Count 2: Fourteenth or Eighth Amendment claim against Sheriff Watson for subjecting Plaintiff to unconstitutional conditions of confinement, including exposure to e-cigarette smoke, overcrowding, insects, and mold.

Count 3: Fourteenth or Eighth Amendment claim against Sheriff Watson and Dr. Marcowitz for exposing Plaintiff to conditions of confinement that posed a substantial risk of serious harm caused by the novel coronavirus, including exposure to COVID-positive inmates, denial of protective gear, and denial of adequate testing for the virus.

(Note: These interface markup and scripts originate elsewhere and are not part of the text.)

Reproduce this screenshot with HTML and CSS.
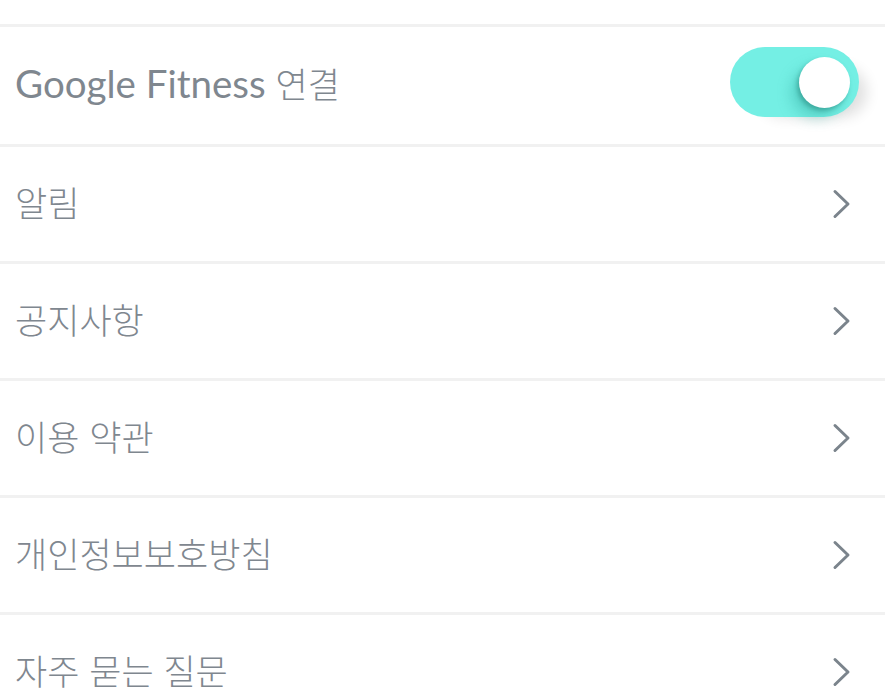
FILE: index.html
```html
<!DOCTYPE html>
<html lang="ko">
<head>
<meta charset="utf-8">
<link rel="stylesheet" href="styles.css">
</head>
<body>
<div class="top"></div>
<ul class="list">
  <li class="row row-toggle">
    <span class="label"><span class="en">Google Fitness</span> 연결</span>
    <span class="toggle"><span class="knob"></span></span>
  </li>
  <li class="row">
    <span class="label">알림</span>
    <svg class="chev" width="20" height="30" viewBox="0 0 20 30"><path d="M3 2.5 L16 15 L3 27.5" fill="none" stroke="#7b848c" stroke-width="3" stroke-linecap="round" stroke-linejoin="round"/></svg>
  </li>
  <li class="row">
    <span class="label">공지사항</span>
    <svg class="chev" width="20" height="30" viewBox="0 0 20 30"><path d="M3 2.5 L16 15 L3 27.5" fill="none" stroke="#7b848c" stroke-width="3" stroke-linecap="round" stroke-linejoin="round"/></svg>
  </li>
  <li class="row">
    <span class="label">이용 약관</span>
    <svg class="chev" width="20" height="30" viewBox="0 0 20 30"><path d="M3 2.5 L16 15 L3 27.5" fill="none" stroke="#7b848c" stroke-width="3" stroke-linecap="round" stroke-linejoin="round"/></svg>
  </li>
  <li class="row">
    <span class="label">개인정보보호방침</span>
    <svg class="chev" width="20" height="30" viewBox="0 0 20 30"><path d="M3 2.5 L16 15 L3 27.5" fill="none" stroke="#7b848c" stroke-width="3" stroke-linecap="round" stroke-linejoin="round"/></svg>
  </li>
  <li class="row">
    <span class="label">자주 묻는 질문</span>
    <svg class="chev" width="20" height="30" viewBox="0 0 20 30"><path d="M3 2.5 L16 15 L3 27.5" fill="none" stroke="#7b848c" stroke-width="3" stroke-linecap="round" stroke-linejoin="round"/></svg>
  </li>
</ul>
</body>
</html>
```
FILE: styles.css
```css
html, body {
  margin: 0;
  padding: 0;
  background: #ffffff;
  overflow: hidden;
}
body {
  width: 885px;
  height: 696px;
  font-family: "Noto Sans CJK KR", "Roboto", sans-serif;
  color: #7f878f;
}
.top {
  height: 24px;
}
.list {
  list-style: none;
  margin: 0;
  padding: 0;
}
.row {
  border-top: 3px solid #f1f1f1;
  height: 114px;
  box-sizing: content-box;
  display: flex;
  align-items: center;
  justify-content: space-between;
  padding: 0 33px 0 15px;
}
.row-toggle {
  height: 117px;
  padding-right: 26px;
}
.label {
  font-size: 35px;
  font-weight: 300;
  line-height: 1;
  white-space: nowrap;
  margin-top: -5px;
}
.en {
  font-family: "Lato", sans-serif;
  font-size: 38.5px;
  font-weight: 400;
}
.chev {
  display: block;
}
.toggle {
  position: relative;
  width: 129px;
  height: 70px;
  border-radius: 35px;
  background: #74efe4;
  margin-top: -7px;
  box-shadow: 18px 10px 14px -10px rgba(0, 0, 0, 0.12);
}
.knob {
  position: absolute;
  right: 9px;
  top: 10px;
  width: 51px;
  height: 51px;
  border-radius: 50%;
  background: #ffffff;
  box-shadow: -2px 3px 4px rgba(40, 140, 130, 0.55), -8px 10px 14px rgba(40, 160, 150, 0.35);
}
```
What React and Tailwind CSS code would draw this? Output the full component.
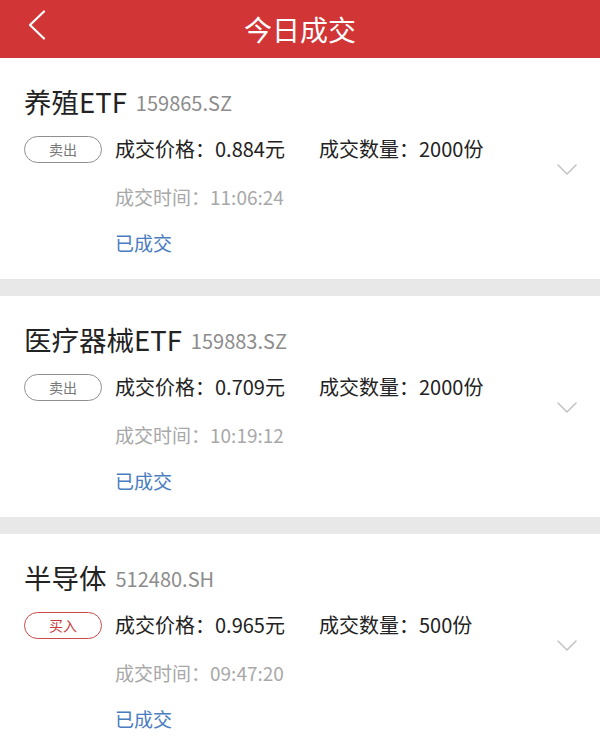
import React from 'react';

const trades = [
  { name: '养殖ETF', code: '159865.SZ', side: '卖出', price: '0.884', qty: '2000', time: '11:06:24' },
  { name: '医疗器械ETF', code: '159883.SZ', side: '卖出', price: '0.709', qty: '2000', time: '10:19:12' },
  { name: '半导体', code: '512480.SH', side: '买入', price: '0.965', qty: '500', time: '09:47:20' },
];

function SideBadge({ side }) {
  const buy = side === '买入';
  return (
    <span
      className={`flex h-[27px] w-[78px] shrink-0 items-center justify-center rounded-full border text-[14px] ${
        buy ? 'border-[#c84a4a] text-[#c83c3c]' : 'border-[#8f8f8f] text-[#777777]'
      }`}
    >
      {side}
    </span>
  );
}

function TradeCard({ trade }) {
  return (
    <div className="flex h-[221px] items-center bg-white pl-6 pr-[23px]">
      <div className="flex h-full flex-1 flex-col pt-[26px]">
        {/* name + code */}
        <div className="flex h-[36px] items-center gap-[9px]">
          <span className="text-[27.5px] text-[#222222]">{trade.name}</span>
          <span className="mt-[2px] text-[20px] text-[#8c8c8c]">{trade.code}</span>
        </div>

        {/* side + price + qty */}
        <div className="mt-[15px] flex h-[28px] items-center">
          <SideBadge side={trade.side} />
          <span className="ml-[13px] w-[204px] text-[20px] text-[#222222]">
            成交价格：{trade.price}元
          </span>
          <span className="text-[20px] text-[#222222]">成交数量：{trade.qty}份</span>
        </div>

        <div className="mt-[20px] flex h-[28px] items-center pl-[91px] text-[19px] text-[#a8a8a8]">
          成交时间：{trade.time}
        </div>

        <div className="mt-[18px] flex h-[28px] items-center pl-[91px] text-[19px] text-[#4a7dc0]">
          已成交
        </div>
      </div>

      <svg width="20" height="11" viewBox="0 0 20 11" fill="none" className="mt-[2px]">
        <path d="M1 1l9 9 9-9" stroke="#c4c4c4" strokeWidth="1.6" strokeLinecap="round" strokeLinejoin="round" />
      </svg>
    </div>
  );
}

export default function App() {
  return (
    <div
      className="min-h-[755px] w-[600px] bg-[#e8e8e8]"
      style={{ fontFamily: '"Noto Sans CJK SC", "Noto Sans", sans-serif' }}
    >
      {/* Header */}
      <div className="relative flex h-[58px] items-center justify-center bg-[#d13535]">
        <svg
          width="20"
          height="30"
          viewBox="0 0 20 30"
          fill="none"
          className="absolute left-[27px] top-[10px]"
        >
          <path d="M17 1.5L3 15l14 13.5" stroke="#ffffff" strokeWidth="2.2" strokeLinecap="round" strokeLinejoin="round" />
        </svg>
        <h1 className="text-[28px] font-normal text-white">今日成交</h1>
      </div>

      <div className="flex flex-col gap-[17px]">
        {trades.map((t) => (
          <TradeCard key={t.code} trade={t} />
        ))}
      </div>
    </div>
  );
}
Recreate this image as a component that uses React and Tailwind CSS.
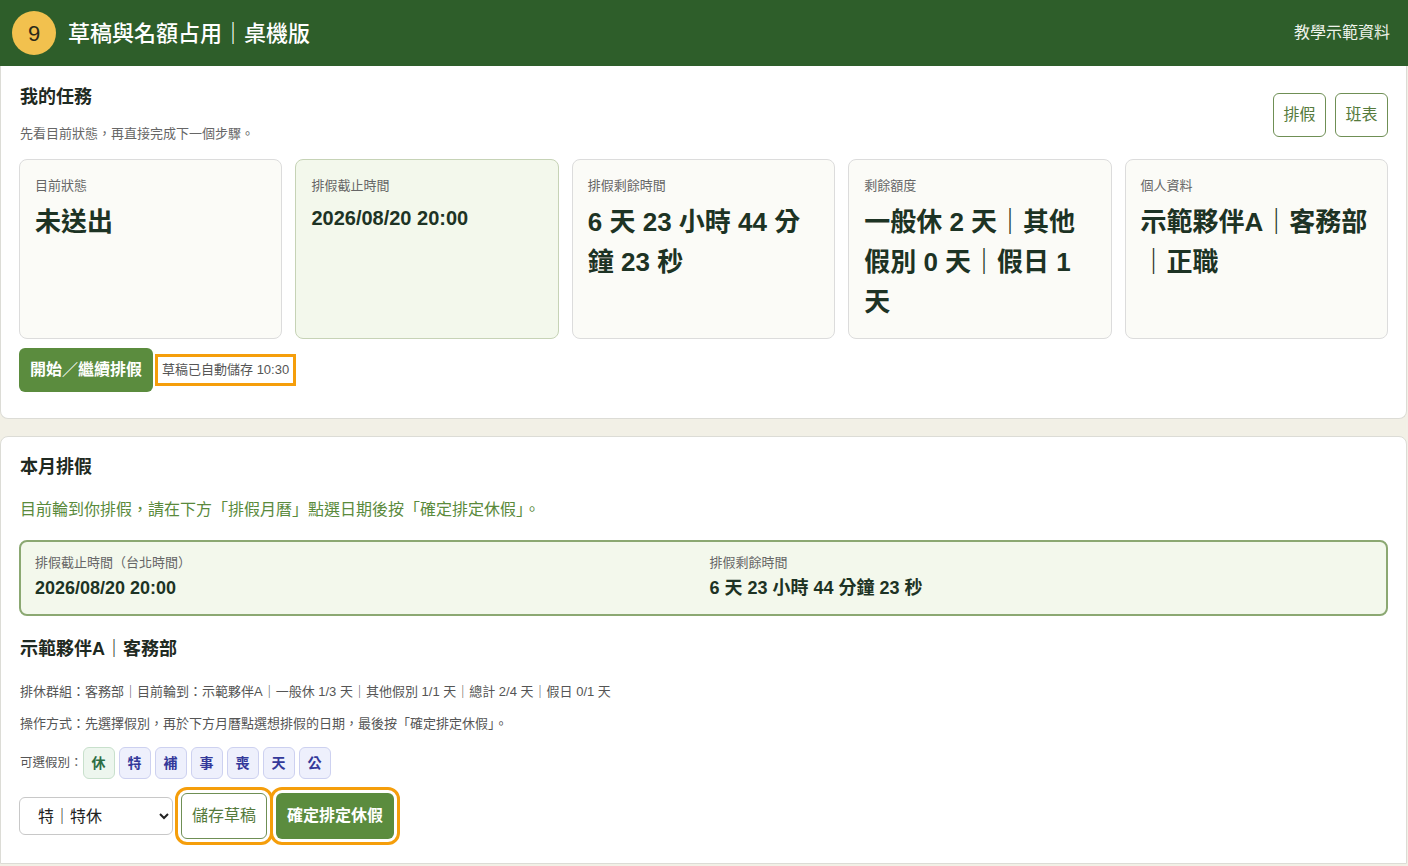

Count 4: Fourteenth or Eighth Amendment claim against Dr. Marcowitz for denying Plaintiff adequate medical care for symptoms of COVID- 19, following Plaintiff’s development of symptoms in June 2020.

Count 5: Fourteenth or Eighth Amendment claim against the Jail for denying Plaintiff adequate mental health treatment.

Count 6: First and/or Fourteenth Amendment claim against Sheriff Watson for interfering with Plaintiff’s mail on or around July 21, 2020.

Count 7: First Amendment retaliation claim against unspecified individuals for unspecified acts.

The parties and the Court will use these designations in all future pleadings and orders, unless otherwise directed by a judicial officer of this Court. Any other claim that is mentioned in the Complaint but not addressed herein is considered dismissed without prejudice as inadequately pled under Twombly.2

2 See Bell Atlantic Corp. v. Twombly, 550 U.S. 544, 570 (2007). Counts 1 through 4 The Fourteenth Amendment’s objective unreasonableness standard governs a pretrial detainee’s claims for unconstitutional conditions of confinement and denial of medical care.